··· Recorded data

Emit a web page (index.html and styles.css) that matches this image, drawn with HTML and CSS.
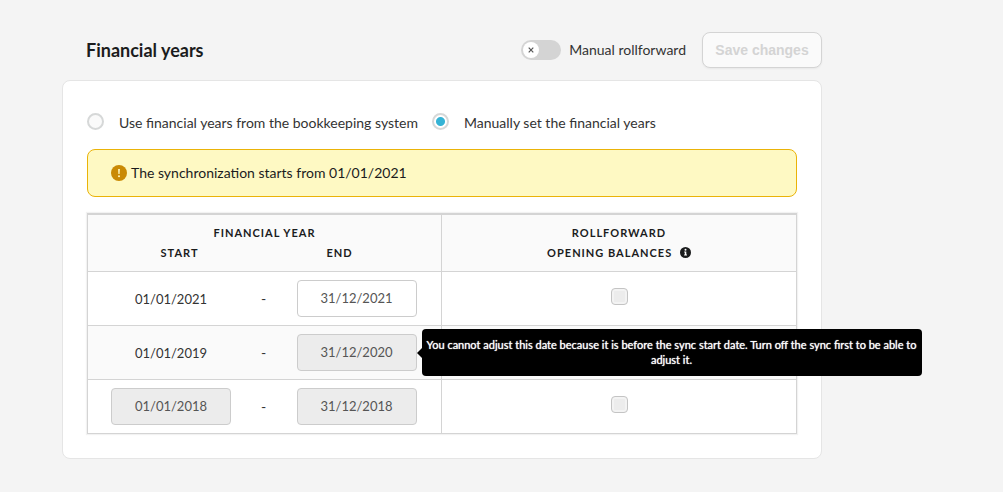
FILE: index.html
```html
<!DOCTYPE html>
<html lang="en">
<head>
    <meta charset="UTF-8">
    <meta name="viewport" content="width=device-width, initial-scale=1.0">
    <title>Financial years</title>
    <link rel="stylesheet" href="styles.css">
</head>
<body>
    <main class="page">
        <header class="page-header">
            <h1>Financial years</h1>
            <label class="toggle">
                <input type="checkbox" role="switch">
                <span class="track">
                    <span class="knob">
                        <svg width="6" height="6" viewBox="0 0 6 6"><path d="M0.7 0.7L5.3 5.3M5.3 0.7L0.7 5.3" stroke="#555" stroke-width="1.2"/></svg>
                    </span>
                </span>
                Manual rollforward
            </label>
            <button class="save" type="button" disabled>Save changes</button>
        </header>

        <section class="card">
            <div class="options">
                <label><input type="radio" name="source" value="system">Use financial years from the bookkeeping system</label>
                <label><input type="radio" name="source" value="manual" checked>Manually set the financial years</label>
            </div>

            <p class="notice">
                <svg width="16" height="16" viewBox="0 0 16 16">
                    <circle cx="8" cy="8" r="8" fill="#ca8a04"/>
                    <path d="M7.100 4h1.800l-.3 5H7.400z" fill="#fef9c3"/>
                    <circle cx="8" cy="11.200" r="1" fill="#fef9c3"/>
                </svg>
                The synchronization starts from 01/01/2021
            </p>

            <table class="years">
                <colgroup>
                    <col class="col-start">
                    <col class="col-dash">
                    <col class="col-end">
                    <col>
                </colgroup>
                <thead>
                    <tr>
                        <th colspan="3">Financial year</th>
                        <th rowspan="2" class="roll">
                            Rollforward<br>
                            Opening balances
                            <svg class="info" width="11" height="11" viewBox="0 0 11 11">
                                <circle cx="5.500" cy="5.500" r="5.500" fill="#1b1c1d"/>
                                <circle cx="5.500" cy="2.700" r="1" fill="#fff"/>
                                <path d="M4.200 4.400h2.100v3.200h.7v1H4.100v-1h.7V5.400h-.6z" fill="#fff"/>
                            </svg>
                        </th>
                    </tr>
                    <tr>
                        <th class="start">Start</th>
                        <th></th>
                        <th class="end">End</th>
                    </tr>
                </thead>
                <tbody>
                    <tr>
                        <td><span class="date">01/01/2021</span></td>
                        <td class="dash">-</td>
                        <td><input class="date" type="text" value="31/12/2021" aria-label="End date"></td>
                        <td class="roll"><input type="checkbox" aria-label="Rollforward 2021" disabled></td>
                    </tr>
                    <tr>
                        <td><span class="date">01/01/2019</span></td>
                        <td class="dash">-</td>
                        <td>
                            <div class="tooltip-anchor">
                                <input class="date" type="text" value="31/12/2020" aria-label="End date" aria-describedby="sync-tip" disabled>
                                <div class="tooltip" id="sync-tip" role="tooltip">You cannot adjust this date because it is before the sync start date. Turn off the sync first to be able to adjust it.</div>
                            </div>
                        </td>
                        <td class="roll"><input type="checkbox" aria-label="Rollforward 2020" disabled></td>
                    </tr>
                    <tr>
                        <td><input class="date" type="text" value="01/01/2018" aria-label="Start date" disabled></td>
                        <td class="dash">-</td>
                        <td><input class="date" type="text" value="31/12/2018" aria-label="End date" disabled></td>
                        <td class="roll"><input type="checkbox" aria-label="Rollforward 2018" disabled></td>
                    </tr>
                </tbody>
            </table>
        </section>
    </main>
</body>
</html>
```
FILE: styles.css
```css
* {
    box-sizing: border-box;
}
body {
    margin: 0;
    background-color: #f4f4f4;
    color: #333;
    font-family: Lato, sans-serif;
    font-size: 14px;
    line-height: 20px;
}
.page {
    margin: 32px 181px 32px 62px;
}
.page-header {
    display: flex;
    align-items: center;
    gap: 16px;
    padding-left: 24px;
    margin-bottom: 12px;
}
h1 {
    margin: 0 auto 0 0;
    font-size: 18px;
    color: #1b1c1d;
}

/* switch */
.toggle {
    display: flex;
    align-items: center;
    gap: 8px;
    position: relative;
}
.toggle input {
    position: absolute;
    opacity: 0;
}
.track {
    width: 40px;
    height: 20px;
    padding: 2px;
    border-radius: 10px;
    background-color: #d4d4d4;
}
.knob {
    display: flex;
    align-items: center;
    justify-content: center;
    width: 16px;
    height: 16px;
    border-radius: 50%;
    background-color: #fff;
}
.toggle input:checked + .track {
    padding-left: 22px;
    background-color: #35b3d5;
}

.save {
    min-width: 120px;
    height: 36px;
    padding: 0 12px;
    border: 1px solid #d4d4d4;
    border-radius: 8px;
    background-color: #fafafa;
    box-shadow: 0 1px 2px rgba(0, 0, 0, 0.05);
    color: #d4d4d4;
    font: bold 14px "Liberation Sans", sans-serif;
}

.card {
    padding: 24px;
    border: 1px solid #e5e5e5;
    border-radius: 8px;
    background-color: #fff;
}
.options {
    display: flex;
    gap: 14px;
    padding-top: 8px;
    margin-bottom: 16px;
}
.options label {
    display: flex;
    gap: 15px;
}
.options input {
    appearance: none;
    width: 17px;
    height: 17px;
    margin: 0;
    border: 2px solid #d6d8d8;
    border-radius: 50%;
    background-color: #fafafa;
}
.options input:checked {
    background: radial-gradient(circle, #35b3d5 4px, #fff 5px);
}

.notice {
    display: flex;
    align-items: center;
    gap: 4px;
    height: 48px;
    margin: 0 0 16px;
    padding: 0 23px;
    border: 1px solid #eab308;
    border-radius: 8px;
    background-color: #fef9c3;
    color: #1b1c1d;
}

.years {
    width: 100%;
    table-layout: fixed;
    border-collapse: collapse;
    border: 1px solid #d4d4d4;
    border-top-width: 2px;
    box-shadow: 0 0 1px 1px rgba(0, 0, 0, 0.05);
}
.col-start {
    width: 143px;
}
.col-dash {
    width: 66px;
}
.col-end {
    width: 145px;
}
th {
    padding: 0;
    background-color: #fafafa;
    color: #1b1c1d;
    font-size: 11px;
    letter-spacing: 1px;
    text-transform: uppercase;
}
thead tr:first-child th {
    padding-top: 8px;
}
thead tr:last-child th {
    padding-bottom: 8px;
}
thead th.start {
    padding-right: 32px;
    text-align: right;
}
thead th.end {
    padding-left: 30px;
    text-align: left;
}
thead .roll {
    padding-bottom: 8px;
}
.info {
    margin-left: 4px;
    vertical-align: -1px;
}
td {
    height: 54px;
    padding: 0;
}
tbody tr {
    border-top: 1px solid #d4d4d4;
}
tbody tr:nth-child(even) {
    background-color: #fafafa;
}
td:first-child {
    padding-left: 23px;
}
.date {
    display: block;
    width: 120px;
    height: 37px;
    padding: 0;
    border: 1px solid transparent;
    font-size: 13px;
    line-height: 37px;
    text-align: center;
}
input.date {
    border-color: #ccc;
    border-radius: 4px;
    background-color: #fff;
    color: #555;
    font-family: inherit;
}
input.date:disabled {
    background-color: #ececec;
    color: #555;
}
.dash {
    text-align: center;
}
.roll {
    border-left: 1px solid #d4d4d4;
    text-align: center;
}
.roll input {
    appearance: none;
    width: 17px;
    height: 17px;
    margin: 0;
    border: 1px solid #c4c4c4;
    border-radius: 4px;
    background-color: #ececec;
    box-shadow: inset 0 0 0 2px #f3f3f3;
}

/* tooltip */
.tooltip-anchor {
    position: relative;
}
.tooltip {
    position: absolute;
    left: 125px;
    top: -5px;
    z-index: 1;
    width: 500px;
    padding: 8px 2px 9px;
    border-radius: 4px;
    background-color: #000;
    color: #fff;
    font-size: 11px;
    line-height: 15px;
    text-align: center;
    text-shadow: 0 0 1px #fff;
}
.tooltip::before {
    content: "";
    position: absolute;
    right: 100%;
    top: 50%;
    margin-top: -5px;
    border: 5px solid transparent;
    border-left-width: 0;
    border-right-color: #000;
}
```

······

→ **Stated goal**
From the listing above, collect every line that mentions the word "page".

→ **Response to the exercise**
Emit a web page (index.html and styles.css) that matches this image, drawn with HTML and CSS.
    <main class="page">
        <header class="page-header">
.page {
.page-header {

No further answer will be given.